MONTREAL—Sun Media is ending a battle in Quebec with media rival Transcontinental by agreeing to sell its 74 publications and related websites for $75 million as it continues to adjust to a loss of advertising revenue caused by the digital revolution.
The agreement announced yesterday has been approved by the boards of both companies but the subsidiary of Quebecor Media will continue to operate the papers until the transaction receives regulatory approval, including from the Competition Bureau.

“Advertisers now have a multitude of platforms available to them that did not even exist little more than 10 years ago,” said Quebecor Media CEO Robert Depatie.
“We believe in the future of print media but we cannot ignore the new market realities,” he noted.
Depatie said the transaction will ensure that the newspapers will stay in the hands of a Quebec company.
Not included in the deal are Quebec’s largest daily newspaper, Le Journal de Montreal, as well as Le Journal de Quebec, the 24 Heures free daily, and the QMI news agency.
The deal came a day after Sun Media announced it was laying off another 200 employees across its network, including 50 journalists outside Quebec.

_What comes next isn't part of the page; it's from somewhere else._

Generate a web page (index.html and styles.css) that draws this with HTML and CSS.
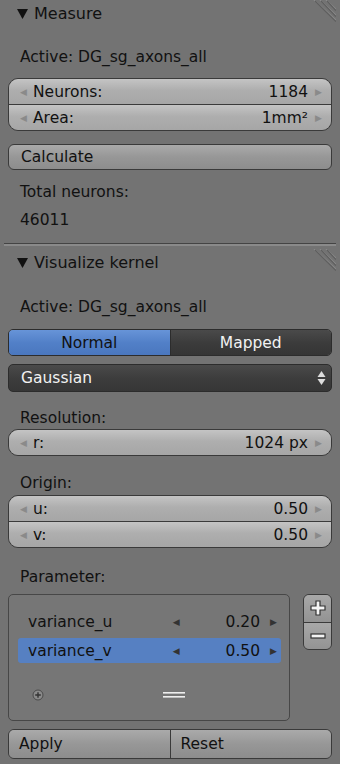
FILE: index.html
```html
<!DOCTYPE html>
<html>
<head>
<meta charset="utf-8">
<link rel="stylesheet" href="styles.css">
</head>
<body>
<div class="panel">
  <div class="hdr">
    <svg class="tri" width="11" height="10" viewBox="0 0 11 10"><polygon points="0,0 11,0 5.5,10" fill="#111"/></svg>
    <span>Measure</span>
    <svg class="grip" width="30" height="24" viewBox="0 0 30 24"><g stroke-width="1.2"><line x1="8" y1="0" x2="30" y2="20" stroke="#8a8a8a"/><line x1="14" y1="0" x2="30" y2="15" stroke="#8a8a8a"/><line x1="20" y1="0" x2="30" y2="9" stroke="#8a8a8a"/><line x1="9" y1="1" x2="30" y2="21.5" stroke="#5e5e5e"/><line x1="15" y1="1" x2="30" y2="16.5" stroke="#5e5e5e"/><line x1="21" y1="1" x2="30" y2="10.5" stroke="#5e5e5e"/></g></svg>
  </div>
  <div class="lbl m21">Active: DG_sg_axons_all</div>
  <div class="fgroup m11">
    <div class="num"><span class="al">&#9664;</span><span class="k">Neurons:</span><span class="v">1184</span><span class="ar">&#9654;</span></div>
    <div class="num"><span class="al">&#9664;</span><span class="k">Area:</span><span class="v">1mm²</span><span class="ar">&#9654;</span></div>
  </div>
  <div class="btn m13">Calculate</div>
  <div class="lbl m12">Total neurons:</div>
  <div class="lbl m8">46011</div>
</div>
<div class="sep"></div>
<div class="panel">
  <div class="hdr m3">
    <svg class="tri" width="11" height="10" viewBox="0 0 11 10"><polygon points="0,0 11,0 5.5,10" fill="#111"/></svg>
    <span>Visualize kernel</span>
    <svg class="grip" width="30" height="24" viewBox="0 0 30 24"><g stroke-width="1.2"><line x1="8" y1="0" x2="30" y2="20" stroke="#8a8a8a"/><line x1="14" y1="0" x2="30" y2="15" stroke="#8a8a8a"/><line x1="20" y1="0" x2="30" y2="9" stroke="#8a8a8a"/><line x1="9" y1="1" x2="30" y2="21.5" stroke="#5e5e5e"/><line x1="15" y1="1" x2="30" y2="16.5" stroke="#5e5e5e"/><line x1="21" y1="1" x2="30" y2="10.5" stroke="#5e5e5e"/></g></svg>
  </div>
  <div class="lbl m22">Active: DG_sg_axons_all</div>
  <div class="toggle m12">
    <div class="opt on">Normal</div>
    <div class="opt off">Mapped</div>
  </div>
  <div class="drop m8"><span>Gaussian</span>
    <svg width="9" height="16" viewBox="0 0 9 16"><polygon points="4.5,1 8.5,7 0.5,7" fill="#ddd"/><polygon points="0.5,9 8.5,9 4.5,15" fill="#ddd"/></svg>
  </div>
  <div class="lbl m16">Resolution:</div>
  <div class="fgroup single m1">
    <div class="num"><span class="al">&#9664;</span><span class="k">r:</span><span class="v">1024 px</span><span class="ar">&#9654;</span></div>
  </div>
  <div class="lbl m17">Origin:</div>
  <div class="fgroup m2">
    <div class="num"><span class="al">&#9664;</span><span class="k">u:</span><span class="v">0.50</span><span class="ar">&#9654;</span></div>
    <div class="num"><span class="al">&#9664;</span><span class="k">v:</span><span class="v">0.50</span><span class="ar">&#9654;</span></div>
  </div>
  <div class="lbl m19">Parameter:</div>
  <div class="listrow m7">
    <div class="list">
      <div class="item"><span class="k">variance_u</span><span class="lar">&#9664;</span><span class="v">0.20</span><span class="rar">&#9654;</span></div>
      <div class="item sel"><span class="k">variance_v</span><span class="lar">&#9664;</span><span class="v">0.50</span><span class="rar">&#9654;</span></div>
      <div class="lfoot">
        <svg width="12" height="12" viewBox="0 0 12 12"><circle cx="6" cy="6" r="5" fill="#8a8a8a" stroke="#4a4a4a" stroke-width="1"/><path d="M6 3.2v5.6M3.2 6h5.6" stroke="#333" stroke-width="1.4"/></svg>
        <svg class="eq" width="22" height="6" viewBox="0 0 22 6"><rect x="0" y="0" width="22" height="1.6" fill="#eee"/><rect x="0" y="4" width="22" height="1.6" fill="#eee"/></svg>
      </div>
    </div>
    <div class="pm">
      <div class="pmb"><svg width="18" height="18" viewBox="0 0 18 18"><path d="M7 2h4v5h5v4h-5v5H7v-5H2V7h5z" fill="#f4f4f4" stroke="#333" stroke-width="1.2"/></svg></div>
      <div class="pmb"><svg width="18" height="10" viewBox="0 0 18 10"><rect x="2" y="3" width="14" height="4" fill="#f4f4f4" stroke="#333" stroke-width="1.2"/></svg></div>
    </div>
  </div>
  <div class="pair m8">
    <div class="pb">Apply</div>
    <div class="pb">Reset</div>
  </div>
</div>
</body>
</html>
```
FILE: styles.css
```css
html, body {
  margin: 0;
  padding: 0;
}
body {
  width: 340px;
  height: 764px;
  overflow: hidden;
  background: #737373;
  font-family: "DejaVu Sans", sans-serif;
  font-size: 15.5px;
  color: #111;
}
.panel {
  padding: 0 8px;
}
.hdr {
  height: 26px;
  display: flex;
  align-items: center;
  gap: 6px;
  padding-left: 9px;
  font-size: 16px;
  position: relative;
}
.hdr .tri { margin-top: 1px; }
.hdr .grip {
  position: absolute;
  right: -4px;
  top: 0;
}
.lbl {
  height: 20px;
  line-height: 20px;
  padding-left: 12px;
}
.m1 { margin-top: 1px; }
.m2 { margin-top: 2px; }
.m3 { margin-top: 3px; }
.m7 { margin-top: 7px; }
.m8 { margin-top: 8px; }
.m11 { margin-top: 11px; }
.m12 { margin-top: 12px; }
.m13 { margin-top: 13px; }
.m16 { margin-top: 16px; }
.m17 { margin-top: 17px; }
.m19 { margin-top: 19px; }
.m21 { margin-top: 21px; }
.m22 { margin-top: 22px; }

.fgroup {
  border: 1px solid #3a3a3a;
  border-radius: 10px;
  overflow: hidden;
  display: flex;
  flex-direction: column;
}
.num {
  height: 25px;
  display: flex;
  align-items: center;
  background: linear-gradient(#c4c4c4, #aeaeae 45%, #a6a6a6);
  padding: 0 8px 0 11px;
}
.num + .num { border-top: 1px solid #3a3a3a; }
.num .al, .num .ar {
  font-size: 9px;
  color: #8a8a8a;
  width: 8px;
}
.num .k { margin-left: 5px; flex: 1; }
.num .v { margin-right: 7px; }

.btn {
  height: 24px;
  line-height: 24px;
  border: 1px solid #3a3a3a;
  border-radius: 6px;
  background: linear-gradient(#aaaaaa, #979797 50%, #8d8d8d);
  padding-left: 12px;
}

.sep {
  margin: 13px 4px 0;
  height: 1px;
  background: #444;
  border-bottom: 2px solid #8a8a8a;
}

.toggle {
  display: flex;
  height: 25px;
  border: 1px solid #2c2c2c;
  border-radius: 5px;
  overflow: hidden;
}
.opt {
  flex: 1;
  display: flex;
  align-items: center;
  justify-content: center;
}
.opt.on {
  background: linear-gradient(#6794d8, #5280c8 50%, #4a77be);
  color: #111;
  border-right: 1px solid #2c2c2c;
}
.opt.off {
  background: linear-gradient(#4a4a4a, #3c3c3c 50%, #353535);
  color: #f2f2f2;
}
.drop {
  height: 26px;
  border: 1px solid #2c2c2c;
  border-radius: 5px;
  background: linear-gradient(#4a4a4a, #3d3d3d 50%, #363636);
  color: #f2f2f2;
  display: flex;
  align-items: center;
  justify-content: space-between;
  padding: 0 5px 0 12px;
}

.listrow {
  display: flex;
  gap: 13px;
  align-items: flex-start;
}
.list {
  flex: 1;
  height: 127px;
  border: 1px solid #474747;
  border-radius: 5px;
  background: #767676;
  padding: 14px 8px 0 9px;
  display: flex;
  flex-direction: column;
  gap: 4px;
  box-sizing: border-box;
}
.item {
  height: 25px;
  display: flex;
  align-items: center;
  padding: 0 4px 0 10px;
  border-radius: 3px;
}
.item.sel { background: #5680c2; }
.item .k { flex: 1; }
.item .lar, .item .rar {
  font-size: 9px;
  color: #333;
}
.item .lar { margin-right: 46px; }
.item .v { margin-right: 10px; }
.lfoot {
  margin-top: 21px;
  display: flex;
  align-items: center;
  padding-left: 14px;
  height: 14px;
}
.lfoot .eq { margin-left: 119px; }
.pm {
  width: 27px;
  height: 54px;
  border: 1px solid #3a3a3a;
  border-radius: 6px;
  overflow: hidden;
  display: flex;
  flex-direction: column;
}
.pmb {
  flex: 1;
  display: flex;
  align-items: center;
  justify-content: center;
  background: linear-gradient(#a8a8a8, #939393);
}
.pmb + .pmb { border-top: 1px solid #3a3a3a; }
.pair {
  display: flex;
  height: 28px;
  border: 1px solid #3a3a3a;
  border-radius: 6px;
  overflow: hidden;
}
.pb {
  flex: 1;
  display: flex;
  align-items: center;
  padding-left: 10px;
  background: linear-gradient(#aaaaaa, #979797 50%, #8d8d8d);
}
.pb + .pb { border-left: 1px solid #3a3a3a; }
```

Transcontinental CEO Francois Olivier said the transaction will “accelerate the implementation” of its strategy of strengthening its core assets and developing a local digital media offering for businesses and communities.
“There is still a future [in newspapers],” he said in an interview.
“These are very local publications,” he added. “We will probably go more towards unique content to get away from national news.”
If approved by regulators, the transaction would add about 600 new employees to the 1,000 who currently work for Transcontinental in local markets across the province.
Although Transcontinental would become the dominant community newspaper publisher by nearly doubling its weekly presence, Olivier said the acquisition doesn’t mean the end of some publications that already co-exist with regional weeklies.
“We’ll take the time to make a market-by-market study,” he noted.
“This is not a national matter,” Olivier stressed. “It is about doing what is good for each community.”
While some publications will be merged, it could result in an increase in the number of pages in some weeklies, he said.
He later told analysts that Transcontinental will be focused on producing “ultra local content” to compete with new web-based entrants.